Here we define some variables that will be used later. The most cryptic is probably the last one, $query. This defines the query to send to the NCBI nucleotide database and specifies to look for the terms 18S or SSU in any organism from the taxonomic group 147099 (Acoelomorpha). The query is exactly the same as you would write it in the NCBI web interface and has really nothing to do with Perl.

Next, the $esearch variable is defined to hold the web address to use in when sending the query. Notice how the previously defined $utils and $db are used in the definition.

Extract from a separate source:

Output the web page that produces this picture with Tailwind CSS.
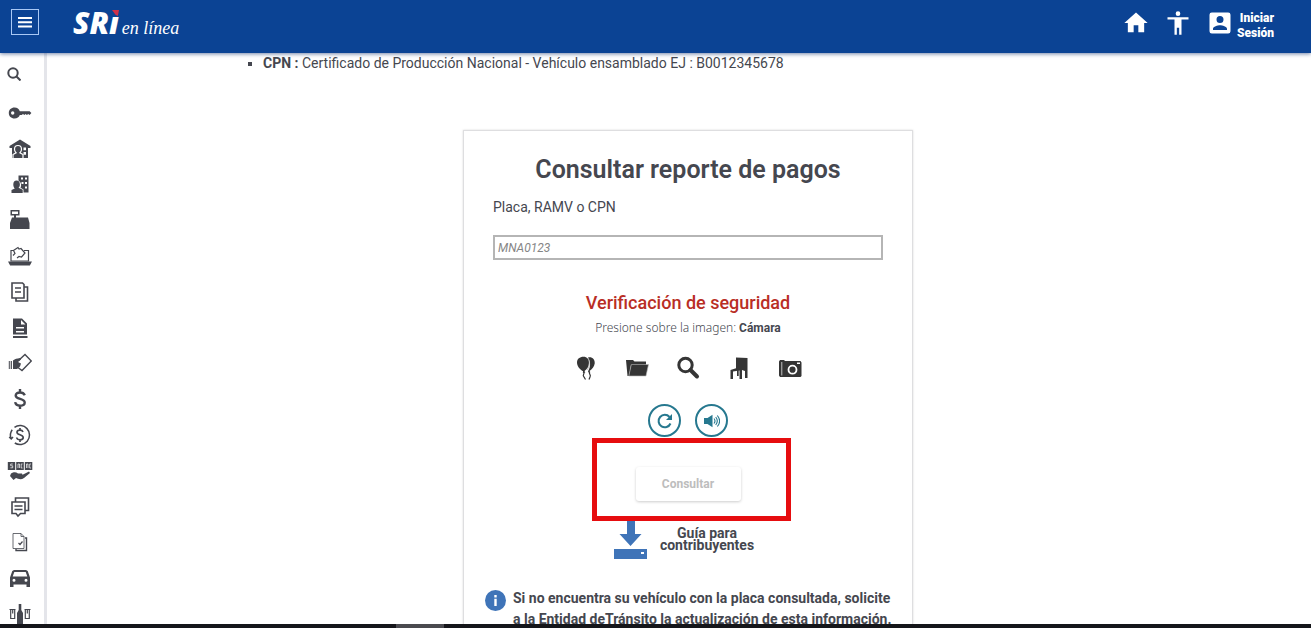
<!DOCTYPE html>
<html lang="es">
<head>
<meta charset="utf-8">
<meta name="viewport" content="width=device-width, initial-scale=1">
<title>SRI en línea</title>
<script src="https://cdn.jsdelivr.net/npm/@tailwindcss/browser@4"></script>
</head>
<body class="flex h-screen flex-col overflow-hidden bg-white font-['Roboto','Liberation_Sans',sans-serif] text-[#45474f]">
<header class="relative z-10 flex h-[53px] shrink-0 items-start bg-[#0b4394] pr-9 pl-[11px] text-white shadow-[0_1px_4px_rgba(20,50,110,0.6)]">
  <button type="button" aria-label="Menú" class="mt-[9px] flex h-[26px] w-7 items-center justify-center border border-[#a9c8f5]">
    <svg class="h-[11px] w-[14px]" viewBox="0 0 14 11" fill="currentColor"><path d="M0 0h14v2H0zM0 4.200h14v2H0zM0 8.400h14v2H0z"/></svg>
  </button>
  <a href="#" class="relative ml-[34px] flex h-[53px] items-baseline gap-[3px]">
    <span class="font-['Open_Sans',sans-serif] text-[30px] leading-[46px] font-extrabold italic">SRı</span>
    <span class="font-['Liberation_Serif',serif] text-[18px] leading-[46px] italic">en línea</span>
    <svg class="absolute top-[10px] left-[39px] h-[6px] w-[7px]" viewBox="0 0 6 5"><path d="M0 0h6L5 5 3 4z" fill="#cf3149"/></svg>
  </a>
  <nav class="ml-auto flex items-start" aria-label="Usuario">
    <a href="#" aria-label="Inicio" class="mt-[9px] mr-[14px]"><svg class="h-7 w-7" viewBox="0 0 24 24" fill="currentColor"><path d="M10 20v-6h4v6h5v-8h3L12 3 2 12h3v8z"/></svg></a>
    <a href="#" aria-label="Accesibilidad" class="mt-[9px] mr-[14px]"><svg class="h-7 w-7" viewBox="0 0 24 24" fill="currentColor"><path d="M12 2a2 2 0 1 1 0 4 2 2 0 0 1 0-4zm9 7h-6v13h-2v-6h-2v6H9V9H3V7h18z"/></svg></a>
    <a href="#" class="mt-[9px] mr-px flex gap-[3px] text-right text-[12px] leading-[15px] font-black">
      <svg class="h-7 w-7" viewBox="0 0 24 24" fill="currentColor"><path d="M3 5v14a2 2 0 0 0 2 2h14a2 2 0 0 0 2-2V5a2 2 0 0 0-2-2H5a2 2 0 0 0-2 2zm12 4a3 3 0 1 1-6 0 3 3 0 0 1 6 0zm-9 8c0-2 4-3.100 6-3.100s6 1.100 6 3.100v1H6z"/></svg>
      <span class="mt-[2px]">Iniciar<br>Sesión</span>
    </a>
  </nav>
</header>
<div class="flex min-h-0 flex-1">
  <aside class="w-[47px] shrink-0 overflow-hidden border-r-[3px] border-[#e4e5ea] text-[#45474f]">
    <button type="button" aria-label="Buscar" class="flex h-[42px] w-7 items-center justify-center"><svg class="h-[14px] w-[14px]" viewBox="0 0 14 14" fill="none" stroke="currentColor" stroke-width="2"><circle cx="6" cy="6" r="4.700"/><path d="m9.500 9.500 4 4"/></svg></button>
    <ul class="grid h-[537px] w-10 auto-rows-fr place-items-center [&_a]:block [&_svg]:h-6 [&_svg]:w-6">
      <li><a href="#" aria-label="Clave"><svg viewBox="0 0 24 24" fill="currentColor"><path fill-rule="evenodd" d="M6.500 6.500c2.800 0 4.600 1.700 5.300 3.800h9.800l1.800 1.700-1.800 1.900-1.400-.8-1.300 1-1.300-1-1.300 1-1.300-1-1.300.8h-1.900c-.8 2.100-2.500 3.600-5.300 3.600C3.200 17.500.8 15.200.8 12s2.400-5.500 5.700-5.500zM4.700 10.300a1.700 1.700 0 1 0 0 3.400 1.700 1.700 0 0 0 0-3.400z"/></svg></a></li>
      <li><a href="#" aria-label="Domicilio"><svg viewBox="0 0 24 24" fill="currentColor"><path fill-rule="evenodd" d="M12 2.500 22.500 9v2H20v10H4V11H1.500V9zM15.500 10.500v2.700H18v-2.700zm0 4.500v2.700H18V15z"/><path d="M10 8.500c2.300 0 3.500 1.500 3.500 3.800 0 1.500-.6 2.700-1.500 3.500l3 1.700V21M5 21v-3.500l3-1.700c-.9-.8-1.500-2-1.500-3.500 0-2.300 1.200-3.800 3.500-3.800" fill="none" stroke="#fff" stroke-width="1.200"/></svg></a></li>
      <li><a href="#" aria-label="Empresa"><svg viewBox="0 0 24 24" fill="currentColor"><path fill-rule="evenodd" d="M10.500 3.500h10v17h-5v-3l-3-1.700c1-2 1.200-5-2-7.300zm2.500 2v2h2v-2zm4 0v2h2v-2zM13.500 10v2h2v-2zm3.500 0v2h2v-2zm0 4.500v2h2v-2z"/><path d="M8.500 8.500c2.200 0 3.400 1.600 3.400 3.900 0 1.500-.6 2.700-1.400 3.400l4.200 2V21H3.500v-3.100l3.300-1.500c-1-.8-1.500-2.200-1.500-3.900 0-2.400 1.200-4 3.200-4z"/></svg></a></li>
      <li><a href="#" aria-label="Facturación"><svg viewBox="0 0 24 24" fill="currentColor"><path fill-rule="evenodd" d="M2.500 2h9v5.500H8V9.500h12l1.500 5.500v6h-19.500V15l2-5.500h2v-2H2.500zM4 3.400v2.700h6V3.400z"/></svg></a></li>
      <li><a href="#" aria-label="Declaraciones"><svg viewBox="0 0 24 24" fill="none" stroke="currentColor" stroke-width="1.200"><path d="M6 6.500H3V17h17.500V6.500H16"/><path d="M5 11.500 7 9.500 5.500 6.500l3-2 1.500-1 1 1.500 2-.5 4 4.500-3.500 4-2.500-.5-2 1.500"/><path d="M1 18h22l-1.500 3h-19z" fill="currentColor"/></svg></a></li>
      <li><a href="#" aria-label="Anexos"><svg viewBox="0 0 24 24" fill="none" stroke="currentColor" stroke-width="1.600"><path d="M4 3h10.500L16 4.500V18H4zM16 7h3.500v14H8v-3M7 8h6M7 12h6"/></svg></a></li>
      <li><a href="#" aria-label="Certificados"><svg viewBox="0 0 24 24" fill="currentColor"><path fill-rule="evenodd" d="M5 2.500h9l5 5V18.500H5zM13 4v4.500h4.500zM8 11v1.400h8V11zm0 4v1.400h8V15zM5 20h14.500v2H5z"/></svg></a></li>
      <li><a href="#" aria-label="Devoluciones"><svg viewBox="0 0 24 24" fill="currentColor"><path d="m10.500 9.500 6.500-6L23.300 10 14 19.500l-4-3" fill="none" stroke="currentColor" stroke-width="1.400"/><path d="M5 9.500c2-1.600 4-2 7-2.500l1 1.500-3 2.600 3 1.500-1 3-3 2.400H5zM.8 10h1v8h-1zM2.700 10h1.200v8H2.700z"/></svg></a></li>
      <li><a href="#" aria-label="Pagos"><svg viewBox="0 0 24 24" fill="none" stroke="currentColor" stroke-width="2.400"><path d="M12 2v4m0 12v4M16.800 8.200C16 6.500 14.400 5.500 12 5.500c-2.500 0-4.300 1.100-4.300 3 0 4.300 9 2.500 9 7 0 2-1.900 3.200-4.500 3.200-2.800 0-4.700-1.200-5-3.500"/></svg></a></li>
      <li><a href="#" aria-label="Reintegros"><svg viewBox="0 0 24 24" fill="none" stroke="currentColor" stroke-width="1.500"><path d="M6.500 4.300a9.500 9.500 0 1 1 .3 15.700M3 15.500a9.500 9.500 0 0 1 1.200-8.700M1.200 14l2 2 1.800-2"/><path d="M12 5v2m0 10v2M15 9c-.5-1.300-1.600-1.800-3-1.800-1.700 0-3 .7-3 2.100 0 3.100 6.200 1.900 6.200 5.200 0 1.500-1.300 2.300-3.100 2.300-1.900 0-3.200-.8-3.400-2.300" stroke-width="1.700"/></svg></a></li>
      <li><a href="#" aria-label="Cobros"><svg class="overflow-visible" viewBox="0 0 24 24" fill="currentColor"><path d="M-.2 3h7.400v8H-.2zM8.200 3h7.600v8H8.200zM16.800 3h7.500v8h-7.500z"/><path d="M4.800 5H2.700v1.800h2v2H2.400M10 5v4m0-4h1.500v4M14.500 5h-1.300v4h1.300M18.500 5v4m0-4H20v4M23 5h-1.300v4H23" fill="none" stroke="#fff" stroke-width=".7"/><path d="M3 14.500c3-2 5-1.500 7 0h4l.5 1.300L21 12.500l1 1.500-6 5c-2 1.500-4 1.500-6 .8L8 19l-2.500 2L2 17z"/></svg></a></li>
      <li><a href="#" aria-label="Mensajes"><svg viewBox="0 0 24 24" fill="none" stroke="currentColor" stroke-width="1.600"><path d="M4 7h13v11.500h-4.500L10 21l-2-2.500H4zM7.500 6.500V3h13v12.500H17M6.500 11h8M6.500 14.500h8"/></svg></a></li>
      <li><a href="#" aria-label="Trámites"><svg viewBox="0 0 24 24" fill="none" stroke="currentColor"><path d="M5 3.500h8l3 3v12H5zM13 3.500v3h3" stroke-width=".8"/><path d="M17 8h1.500v12.500H8v-1.500" stroke-width="1.400"/><path d="m10.500 13 1.500 1.500 2.500-3" stroke-width="1.200"/></svg></a></li>
      <li><a href="#" aria-label="Vehículos"><svg viewBox="0 0 24 24" fill="currentColor"><path fill-rule="evenodd" d="M6 4h12l1.700 1 2.300 6.500V21h-3.500v-2.500h-13V21H2v-9.500L4.300 5zm.3 2L4.700 10.500h14.600L17.700 6zM6 12.700a1.500 1.500 0 1 0 0 3 1.500 1.500 0 0 0 0-3zm12 0a1.500 1.500 0 1 0 0 3 1.500 1.500 0 0 0 0-3z"/></svg></a></li>
      <li><a href="#" aria-label="Consumos especiales"><svg viewBox="0 0 24 24" fill="currentColor"><path d="M10.700 2h2.600v6l1.700 3v11H9V11l1.700-3z"/><path d="M2.700 7.500h4v9h-4zM17.300 7.500h4v9h-4zM4.700 7.500v4M19.300 7.500v4M1.500 7.500h6M16.500 7.500h6" fill="none" stroke="currentColor" stroke-width="1.200"/></svg></a></li>
    </ul>
  </aside>
  <main class="min-w-0 flex-1 overflow-hidden pl-[18px]">
    <ul class="ml-[198px] list-[square] text-[14px] leading-5">
      <li><strong>CPN :</strong> Certificado de Producción Nacional - Vehículo ensamblado EJ : B0012345678</li>
    </ul>
    <section class="mx-auto mt-[57px] w-full max-w-[450px] border border-[#dedee0] pt-6 pb-8 shadow-[0_0_2px_rgba(0,0,0,0.15)]">
      <form class="px-[29px] text-center">
        <h1 class="text-[25px] leading-[30px] font-semibold">Consultar reporte de pagos</h1>
        <label for="placa" class="mt-3 block text-left text-[14px] leading-5">Placa, RAMV o CPN</label>
        <input id="placa" type="text" placeholder="MNA0123" class="mt-[18px] block h-[25px] w-full border-2 border-[#b5b5b5] px-[3px] text-[12px] placeholder:text-[#858585] placeholder:italic">
        <h2 class="mt-[31px] text-[18px] leading-6 font-medium text-[#b92e25]">Verificación de seguridad</h2>
        <p class="mt-[5px] text-[12px] leading-4"><span class="font-['Noto_Sans',sans-serif] font-light">Presione sobre la imagen:</span> <strong>Cámara</strong></p>
        <div class="mt-5 flex justify-center gap-[27px] text-[#353535] [&_svg]:h-6 [&_svg]:w-6">
          <button type="button" aria-label="Globos"><svg viewBox="0 0 24 24" fill="currentColor"><path d="M14 1.500c4-1 7.200 1.800 6.700 6-.5 3-2.500 6-5.200 7.500l1 1.200H14l.3-1.500c2.200-3.500 2.700-9-.3-13.200z"/><path d="M9.500.8c3.500 0 5.700 2.500 5.500 6.200-.2 3.500-2 6.500-4.500 8l.8 1.700H8.800l.3-1.500C5.500 13.500 3 10 3 6.500 3 3 5.700.8 9.500.8z"/><path d="M9.500 16c2 2-2 3 .5 5l1.500 2.500M15.500 16c-1 2 2 3 .5 5l-1 2.500" fill="none" stroke="currentColor" stroke-width="1.200"/><path d="M14.300 2.500c1.700 4 1.200 8.500-1.300 11.500" fill="none" stroke="#999" stroke-width=".6"/></svg></button>
          <button type="button" aria-label="Carpeta"><svg viewBox="0 0 24 24" fill="currentColor"><path d="M1 4h7l1.500 1.500H21V9H6L4 20H2.500z"/><path d="M6.300 8.500H23.500l-2.500 11.500H3.800z" stroke="#bbb" stroke-width=".6"/></svg></button>
          <button type="button" aria-label="Lupa"><svg viewBox="0 0 24 24" fill="none" stroke="currentColor"><circle cx="9.500" cy="9" r="6.700" stroke-width="3"/><path d="m14.500 14 6.500 6.500" stroke-width="4" stroke-linecap="round"/></svg></button>
          <button type="button" aria-label="Silla"><svg viewBox="0 0 24 24" fill="currentColor"><path d="M9 1.500 20.500 2v20H18v-7l-3-1v9h-2.500v-8.500L6 15.500V23H3.500v-9L9 12.200z"/><path d="M10 14h1.700v6H10z"/></svg></button>
          <button type="button" aria-label="Cámara"><svg viewBox="0 0 24 24" fill="currentColor"><path fill-rule="evenodd" d="M2 4h4l1 1h15.500l1 1.500V20l-1 1H2l-1-1.500V5.500zM3.500 6v13.500h.7V6zM19 6.500V8h3V6.500zm-4.500 2.300a4.900 4.900 0 1 0 0 9.800 4.900 4.900 0 0 0 0-9.800zm0 1.800a3.100 3.100 0 1 1 0 6.200 3.100 3.100 0 0 1 0-6.200z"/></svg></button>
        </div>
        <div class="mt-6 flex justify-center gap-[14px] text-[#26788f]">
          <button type="button" aria-label="Recargar" class="flex h-[33px] w-[33px] items-center justify-center rounded-full border-2 border-current"><svg class="h-4 w-4" viewBox="0 0 16 16" fill="none" stroke="currentColor" stroke-width="2"><path d="M13.500 10.500a6.200 6.200 0 1 1-1-6.500"/><path d="M15 1v6H9z" fill="currentColor" stroke="none"/></svg></button>
          <button type="button" aria-label="Escuchar" class="flex h-[33px] w-[33px] items-center justify-center rounded-full border-2 border-current"><svg class="h-4 w-4" viewBox="0 0 16 16" fill="none" stroke="currentColor" stroke-width="1.100"><path d="M0 5h3.500L8.500 1.800v12.400L3.500 11H0z" fill="currentColor" stroke="none"/><path d="M10 5.500c1.200 1.500 1.200 3.500 0 5M11.700 4c2 2.500 2 5.500 0 8M13.300 2.500c3 3.500 3 7.500 0 11"/></svg></button>
        </div>
        <div class="relative mx-auto mt-[30px] w-[105px]">
          <button type="submit" disabled class="h-[34px] w-full rounded-[3px] text-[12px] font-bold text-[#bdbdbd] shadow-[0_1px_3px_rgba(0,0,0,0.2)]">Consultar</button>
          <span class="pointer-events-none absolute -top-[29px] -right-[50px] -bottom-5 -left-11 border-[5px] border-[#e60d0f]"></span>
        </div>
      </form>
      <a href="#" class="mx-auto mt-5 flex w-fit items-start gap-[13px] pr-2 text-center text-[14px] leading-3 font-bold">
        <svg class="h-[38px] w-[33px]" viewBox="0 0 33 38" fill="#3f74b8"><path d="M13 0h8v13h6.500L16.500 25 5.500 13H13z"/><path fill-rule="evenodd" d="M0 28h33v10H0zm27 3v2h3v-2z"/></svg>
        <span class="mt-[6px]">Guía para<br>contribuyentes</span>
      </a>
      <div class="mt-[29px] flex gap-[7px] pr-4 pl-[21px]">
        <svg class="mt-[2px] h-[21px] w-[21px] shrink-0" viewBox="0 0 21 21"><circle cx="10.500" cy="10.500" r="10.500" fill="#3f74b8"/><path d="M9.300 5h2.400v2.400H9.300zm0 3.800h2.400V16H9.300z" fill="#fff"/></svg>
        <p class="text-[14px] leading-[21px] font-bold">Si no encuentra su vehículo con la placa consultada, solicite a la Entidad deTránsito la actualización de esta información.</p>
      </div>
    </section>
  </main>
</div>
<div class="flex h-1 shrink-0 bg-[#15161a]"><span class="ml-[396px] w-12 bg-[#4a4a4f]"></span></div>
</body>
</html>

The next line is where much of the action is:

  • First, the strings stored in $esearch and $query are concatenated into a complete address (note how the $esearch string ends with ‘term=’). You can try and replace the line with a print $esearch . $query to see what is going on.
  • Second, the subroutine get is called with the address as argument. The subroutine get is defined in the LWP::Simple module and was imported to your program’s namespace when use LWP::Simple was called. This is somewhat bad behavior from a module and most modules will only export subroutines that you have explicitly asked for. (It is no problem in this case, but in a larger program you might want to use some other module which also exports the subroutine get. Then you have a collision, and the module you loaded last will win.)

The return value from the get is now used in a pattern match to extract some values which are saved as $Count, $QueryKey and $webEnv.

These are then used to build another query address which is used for another call to get.

Finally, the result from the second get is printed.

  1. Edit the script NCBI_download.pl so that it prints the values of $esearch and then stops.
  2. Edit the script NCBI_download.pl so that it prints the return value of the first get. What is it?
  3. Print out the value of $efetch and paste it into your browser’s address field. What do you get?
  4. Try changing the query string in the program and see what you will get instead.